### Written task
Without the pictures, output the lines of the material from the very first through the one that holds "const [tab, setTab] = useState(0);".

▬▬▬▬▬▬▬▬▬▬

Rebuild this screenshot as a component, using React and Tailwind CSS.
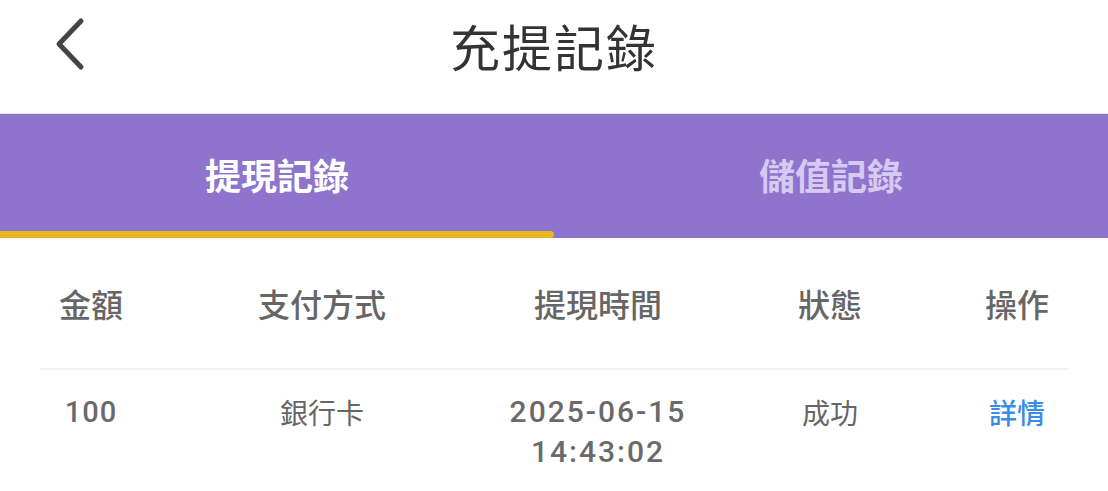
import { useState } from "react";

const font = { fontFamily: '"Noto Sans CJK TC", "Noto Sans", sans-serif' };
const num = { fontFamily: 'Roboto, "Noto Sans CJK TC", sans-serif' };

export default function App() {
  const [tab, setTab] = useState(0);

  return (
    <div className="w-[1108px] h-[491px] bg-white overflow-hidden" style={font}>
      {/* Header */}
      <div className="relative h-[114px] flex items-center justify-center border-b border-[#e4e4e4]">
        <button className="absolute left-[49px] top-[16px] w-[40px] h-[56px] flex items-center justify-center">
          <svg width="36" height="56" viewBox="0 0 36 56" fill="none">
            <path d="M30 5 L8 28 L30 51" stroke="#444" strokeWidth="5" strokeLinecap="round" strokeLinejoin="round" />
          </svg>
        </button>
        <h1 className="text-[50px] leading-none text-[#333] font-normal tracking-[2px] -mt-[24px]">充提記錄</h1>
      </div>

      {/* Tabs */}
      <div className="h-[124px] bg-[#8e74cd] flex">
        {["提現記錄", "儲值記錄"].map((t, i) => (
          <button
            key={t}
            onClick={() => setTab(i)}
            className="relative flex-1 flex items-center justify-center -mt-[4px]"
          >
            <span className={`text-[36px] font-bold leading-none ${tab === i ? "text-white" : "text-[#d6caf2]"}`}>{t}</span>
            {tab === i && (
              <span className="absolute left-0 right-0 bottom-0 h-[7px] bg-[#ebb522] rounded-r-full" />
            )}
          </button>
        ))}
      </div>

      {/* Table */}
      <div className="mx-[40px] w-[1028px]">
        <div className="grid grid-cols-[102px_360px_192px_272px_102px] h-[132px] items-center border-b-2 border-[#f1f1f1] text-[32px] font-medium text-[#666] leading-none">
          <div className="text-center">金額</div>
          <div className="text-center">支付方式</div>
          <div className="text-center">提現時間</div>
          <div className="text-center">狀態</div>
          <div className="text-center">操作</div>
        </div>
        <div className="grid grid-cols-[102px_360px_192px_272px_102px] pt-[22px] text-[28px] text-[#666] leading-[40px]">
          <div className="text-center font-medium text-[29px] tracking-[1px] text-[#6a6a6a]" style={num}>100</div>
          <div className="text-center">銀行卡</div>
          <div className="text-center font-medium text-[30px] tracking-[2px] text-[#6a6a6a]" style={num}>
            2025-06-15
            <br />
            14:43:02
          </div>
          <div className="text-center">成功</div>
          <div className="text-center text-[#3a8de6] font-medium">詳情</div>
        </div>
      </div>
    </div>
  );
}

▬▬▬▬▬▬▬▬▬▬

### Solution below
Rebuild this screenshot as a component, using React and Tailwind CSS.
import { useState } from "react";

const font = { fontFamily: '"Noto Sans CJK TC", "Noto Sans", sans-serif' };
const num = { fontFamily: 'Roboto, "Noto Sans CJK TC", sans-serif' };

export default function App() {
  const [tab, setTab] = useState(0);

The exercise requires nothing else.